Gardenhire met Steve Liddle, his current bench coach, in 1987, when they were both winding down their playing career with the Twins Triple-A club in Portland, Oregon. Gardenhire had recently been traded over from the Mets organization, and Liddle was a former Angels farmhand. "After we both retired we were coaching in the instructional league together," Liddle said. "Some nights we'd be sitting around going back and forth, talking baseball, and if a stranger came in off the street they'd think we were arguing, because we'd be practically at each other's throats. When you're kicking around at that level you're not making much money, so baseball was pretty much what consumed us. Gardy was a guy who was already figuring stuff out then, and he's pretty much the same guy today. You always hear people say that stability starts at the top, but so does instability. You'll never hear panic in Gardy's voice. His mission to all of us has always been that no matter what kind of setbacks we might have here, we have to find a way to make it work. He shows absolute confidence in his players and coaches. Ron's also a great communicator; there isn't any guessing game with him. The players always know where he stands or how he feels, and that really allows the guys to just relax and play to the best of their abilities."

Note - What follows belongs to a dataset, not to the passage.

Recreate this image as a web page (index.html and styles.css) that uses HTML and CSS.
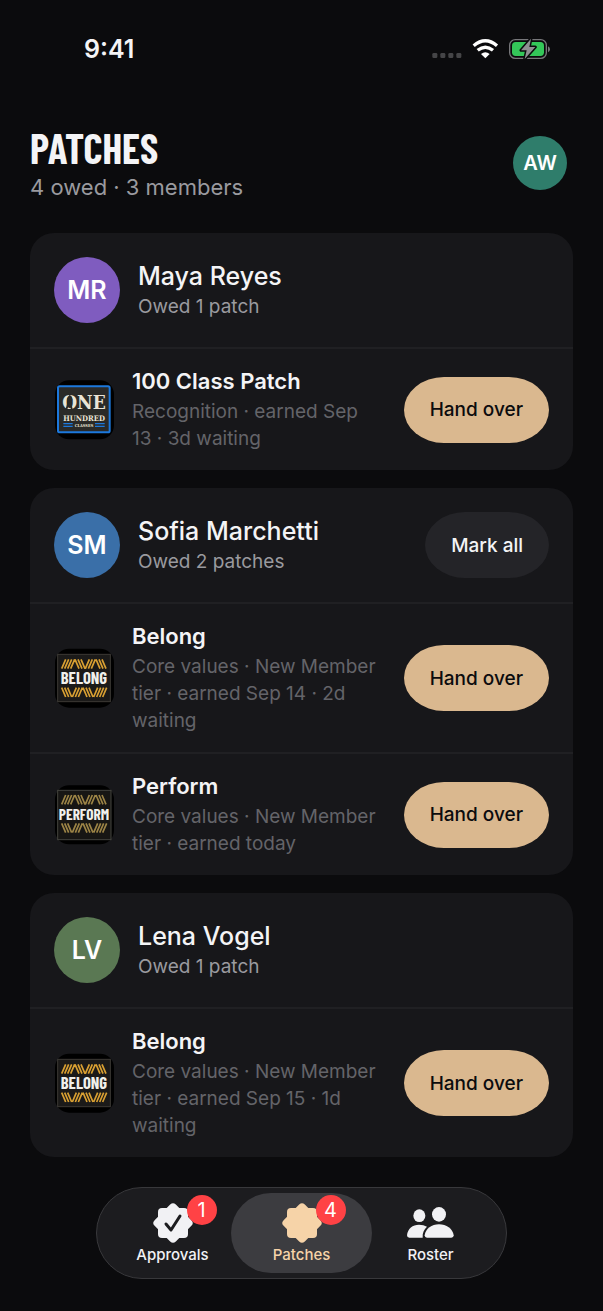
FILE: index.html
```
<!DOCTYPE html>
<html lang="en">
<head>
  <meta charset="UTF-8" />
  <meta name="viewport" content="width=device-width, initial-scale=1" />
  <title>Patches</title>
  <link rel="stylesheet" href="styles.css">
</head>
<body>

  <!-- shared drawings -->
  <svg class="defs" width="0" height="0" aria-hidden="true">
    <defs>
      <symbol id="seal" viewBox="0 0 40 40">
        <rect x="5" y="5" width="30" height="30" rx="4" />
        <rect x="5" y="5" width="30" height="30" rx="4" transform="rotate(45 20 20)" />
      </symbol>
      <g id="stripes" fill="none">
        <path d="M50 86l12-28M59 86l12-28M68 86l12-28M77 86l12-28M90 58l12 28M99 58l12 28M108 58l12 28M121 86l12-28M130 86l12-28M139 86l12-28M153 58l12 28M162 58l12 28M171 58l12 28" />
        <path d="M50 143l12 28M59 143l12 28M68 143l12 28M82 171l12-28M91 171l12-28M100 171l12-28M114 143l12 28M123 143l12 28M132 143l12 28M146 171l12-28M155 171l12-28M164 171l12-28M173 171l12-28" />
      </g>
      <symbol id="patch-belong" viewBox="27 24 180 180">
        <rect x="30" y="26" width="177" height="177" rx="42" fill="#000" />
        <rect x="38" y="43" width="158" height="142" fill="#1b1a19" stroke="#3c3a35" stroke-width="3" />
        <use href="#stripes" stroke="#d9a032" stroke-width="5" />
        <text class="patch-word" x="117" y="132" font-size="50" text-anchor="middle">BELONG</text>
      </symbol>
    </defs>
  </svg>

  <div class="status-bar">
    <span class="time">9:41</span>
    <svg class="status-icons" viewBox="36 40 354 64" aria-hidden="true">
      <g fill="#454547">
        <rect x="37" y="84" width="15" height="15" rx="4" />
        <rect x="61" y="84" width="15" height="15" rx="4" />
        <rect x="85" y="84" width="15" height="15" rx="4" />
        <rect x="109" y="84" width="15" height="15" rx="4" />
      </g>
      <g fill="none" stroke="#fff" stroke-width="10">
        <path d="M161 62Q196 32 231 62" />
        <path d="M173 76Q196 57 219 76" />
      </g>
      <path d="M183 87Q196 77 209 87L196 100Z" fill="#fff" />
      <rect x="269" y="44" width="110" height="56" rx="17" fill="none" stroke="#77777a" stroke-width="4" />
      <rect x="276" y="51" width="96" height="42" rx="11" fill="#34c759" />
      <path d="M384 64q6 3 6 9t-6 9z" fill="#77777a" />
      <path d="M333 41L303 76H320L314 102L346 66H328Z" fill="#8f8f92" stroke="#0b0b0d" stroke-width="9" paint-order="stroke" stroke-linejoin="round" />
    </svg>
  </div>

  <header class="page-header">
    <div>
      <h1>PATCHES</h1>
      <p class="summary">4 owed · 3 members</p>
    </div>
    <button type="button" class="avatar avatar-small teal" aria-label="Account">AW</button>
  </header>

  <main class="card-list">
    <section class="card">
      <div class="member">
        <div class="avatar purple">MR</div>
        <div class="member-text">
          <h2>Maya Reyes</h2>
          <p>Owed 1 patch</p>
        </div>
      </div>
      <div class="patch">
        <svg class="thumb" viewBox="27 30 180 180" aria-hidden="true">
          <rect x="30" y="31" width="177" height="177" rx="42" fill="#000" />
          <rect x="39" y="49" width="155" height="138" rx="5" fill="#2a2a28" stroke="#1c78dc" stroke-width="6" />
          <text class="patch-slab" x="117" y="117" font-size="57" text-anchor="middle">ONE</text>
          <path d="M74 74l5 5 3 10-4 9 5 19-5 1-6-14-5 14-5-1 5-19 0-13z" fill="#2a2a28" />
          <text class="patch-slab" x="117" y="153" font-size="23" text-anchor="middle">HUNDRED</text>
          <path d="M55 161h28M55 169h28M150 161h29M150 169h29" stroke="#1c78dc" stroke-width="4" />
          <text class="patch-slab" x="117" y="171" font-size="12" text-anchor="middle">CLASSES</text>
        </svg>
        <div class="patch-text">
          <h3>100 Class Patch</h3>
          <p>Recognition · earned Sep 13 · 3d waiting</p>
        </div>
        <button type="button" class="btn btn-primary">Hand over</button>
      </div>
    </section>

    <section class="card">
      <div class="member">
        <div class="avatar blue">SM</div>
        <div class="member-text">
          <h2>Sofia Marchetti</h2>
          <p>Owed 2 patches</p>
        </div>
        <button type="button" class="btn">Mark all</button>
      </div>
      <div class="patch">
        <svg class="thumb" aria-hidden="true"><use href="#patch-belong" /></svg>
        <div class="patch-text">
          <h3>Belong</h3>
          <p>Core values · New Member tier · earned Sep 14 · 2d waiting</p>
        </div>
        <button type="button" class="btn btn-primary">Hand over</button>
      </div>
      <div class="patch">
        <svg class="thumb" viewBox="27 28 180 180" aria-hidden="true">
          <rect x="30" y="29" width="177" height="177" rx="42" fill="#000" />
          <rect x="38" y="44" width="160" height="148" fill="#171614" stroke="#44443f" stroke-width="3" />
          <use href="#stripes" stroke="#9c8446" stroke-width="5" />
          <text class="patch-word" x="117" y="134" font-size="46" text-anchor="middle">PERFORM</text>
        </svg>
        <div class="patch-text">
          <h3>Perform</h3>
          <p>Core values · New Member tier · earned today</p>
        </div>
        <button type="button" class="btn btn-primary">Hand over</button>
      </div>
    </section>

    <section class="card">
      <div class="member">
        <div class="avatar green">LV</div>
        <div class="member-text">
          <h2>Lena Vogel</h2>
          <p>Owed 1 patch</p>
        </div>
      </div>
      <div class="patch">
        <svg class="thumb" aria-hidden="true"><use href="#patch-belong" /></svg>
        <div class="patch-text">
          <h3>Belong</h3>
          <p>Core values · New Member tier · earned Sep 15 · 1d waiting</p>
        </div>
        <button type="button" class="btn btn-primary">Hand over</button>
      </div>
    </section>
  </main>

  <nav class="tab-bar" aria-label="Main">
    <a href="#approvals" class="tab">
      <span class="tab-icon">
        <svg viewBox="0 0 40 40" aria-hidden="true">
          <use href="#seal" />
          <path class="check" d="M13 21l5 6 9-14" />
        </svg>
        <span class="badge">1</span>
      </span>
      Approvals
    </a>
    <a href="#patches" class="tab active" aria-current="page">
      <span class="tab-icon">
        <svg viewBox="0 0 40 40" aria-hidden="true"><use href="#seal" /></svg>
        <span class="badge">4</span>
      </span>
      Patches
    </a>
    <a href="#roster" class="tab">
      <span class="tab-icon tab-icon-wide">
        <svg viewBox="324 99 141 120" aria-hidden="true">
          <ellipse cx="361" cy="137" rx="18" ry="19" />
          <ellipse cx="420" cy="133" rx="21" ry="22" />
          <path d="M331 203Q324 203 324 196C326 176 341 164 360 164Q374 164 384 170C375 178 370 188 371 203Z" />
          <path d="M384 203Q377 203 377 196C380 176 398 163 420 163S461 176 464 196Q464 203 457 203Z" />
        </svg>
      </span>
      Roster
    </a>
  </nav>

</body>
</html>
```
FILE: styles.css
```
* {
  box-sizing: border-box;
}
body {
  margin: 0;
  background: #0b0b0d;
  color: #f4f4f6;
  font-family: Inter, "Liberation Sans", sans-serif;
  font-size: 19px;
  line-height: 27px;
}
h1, h2, h3, p {
  margin: 0;
}
.defs {
  position: absolute;
}

/* status bar */
.status-bar {
  display: flex;
  justify-content: space-between;
  align-items: center;
  height: 98px;
  padding: 0 53px 0 84px;
}
.time {
  font-size: 25px;
  font-weight: 600;
}
.status-icons {
  width: 118px;
  height: 22px;
}

/* header */
.page-header {
  display: flex;
  justify-content: space-between;
  align-items: center;
  padding: 26px 36px 30px 30px;
}
h1 {
  font-family: "Barlow Condensed", "Roboto Condensed", "Open Sans Condensed", "Liberation Sans Narrow", "Liberation Sans", sans-serif;
  font-size: 41px;
  font-weight: 700;
  line-height: 48px;
}
.summary {
  color: #9a9a9f;
  font-size: 22px;
  line-height: 30px;
}

.avatar {
  display: flex;
  flex: none;
  justify-content: center;
  align-items: center;
  width: 66px;
  height: 66px;
  padding: 0;
  border: none;
  border-radius: 50%;
  color: #fff;
  font-family: inherit;
  font-size: 25px;
  font-weight: 600;
}
.avatar-small {
  width: 54px;
  height: 54px;
  font-size: 20px;
}
.teal { background: #2f7d6b; }
.purple { background: #7f5cbf; }
.blue { background: #3a6fa8; }
.green { background: #5a7853; }

/* cards */
.card-list {
  display: flex;
  flex-direction: column;
  gap: 18px;
  padding: 1px 30px 0;
}
.card {
  border-radius: 24px;
  background: #17171a;
}
.member {
  display: flex;
  align-items: center;
  gap: 18px;
  padding: 24px;
}
.member-text, .patch-text {
  flex: 1;
  min-width: 0;
}
h2 {
  font-size: 25px;
  font-weight: 500;
  line-height: 33px;
}
.member-text p {
  color: #9a9a9f;
}
.patch {
  display: flex;
  align-items: center;
  gap: 18px;
  padding: 18px 24px;
  border-top: 2px solid #202023;
}
.patch-text {
  padding: 1px 8px 0 0;
}
.patch-text p {
  margin-top: 3px;
  color: #646469;
}
h3 {
  font-size: 22px;
  font-weight: 600;
  line-height: 27px;
}
.thumb {
  flex: none;
  width: 60px;
  height: 60px;
}
.patch-word {
  fill: #f1f0ec;
  font-family: "Barlow Condensed", "Roboto Condensed", "Open Sans Condensed", "Liberation Sans Narrow", "Liberation Sans", sans-serif;
  font-weight: 700;
}
.patch-slab {
  fill: #e9e4d6;
  font-family: "DejaVu Serif Condensed", "DejaVu Serif", "Liberation Serif", serif;
  font-weight: 700;
}
.btn {
  flex: none;
  height: 66px;
  padding: 0 26px;
  border: none;
  border-radius: 40px / 33px;
  background: #242428;
  color: #f4f4f6;
  font-family: inherit;
  font-size: 19px;
  font-weight: 500;
  cursor: pointer;
}
.btn-primary {
  background: #dab88f;
  color: #0b0b0d;
}

/* bottom tabs */
.tab-bar {
  display: flex;
  width: fit-content;
  margin: 30px auto 32px;
  padding: 5px;
  border: 1px solid #38383b;
  border-radius: 46px;
  background: #1c1c1f;
}
.tab {
  display: flex;
  flex-direction: column;
  align-items: center;
  gap: 3px;
  width: 141px;
  padding: 10px 0 9px;
  border-radius: 40px;
  color: #f1f1f4;
  fill: currentColor;
  font-size: 15px;
  font-weight: 500;
  line-height: 18px;
  text-decoration: none;
}
.tab + .tab {
  margin-left: -12px;
}
.tab.active {
  background: #3c3c40;
  color: #f6d3a8;
}
.tab-icon {
  position: relative;
  width: 40px;
  height: 40px;
}
.tab-icon-wide {
  width: 47px;
}
.tab-icon svg {
  display: block;
  width: 100%;
  height: 100%;
}
.check {
  fill: none;
  stroke: #1c1c1f;
  stroke-width: 3;
  stroke-linecap: round;
  stroke-linejoin: round;
}
.badge {
  position: absolute;
  top: -8px;
  left: 34px;
  width: 30px;
  height: 30px;
  border-radius: 50%;
  background: #ff4245;
  color: #fff;
  font-size: 20px;
  font-weight: 400;
  line-height: 30px;
  text-align: center;
}
```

If you talk to anyone who's ever known Gardenhire, from friends and family in Okmulgee to his present players and coaching staff, the same characterizations and contradictions pop up time and again: On the one hand, they'll say, he's an easygoing, fun-loving guy with a rare gift for gab. On the other, he's an intensely motivated, straight-talking character who hates to lose, can't abide failure, and will, in any competitive venture, somehow find a way to kick your [butt].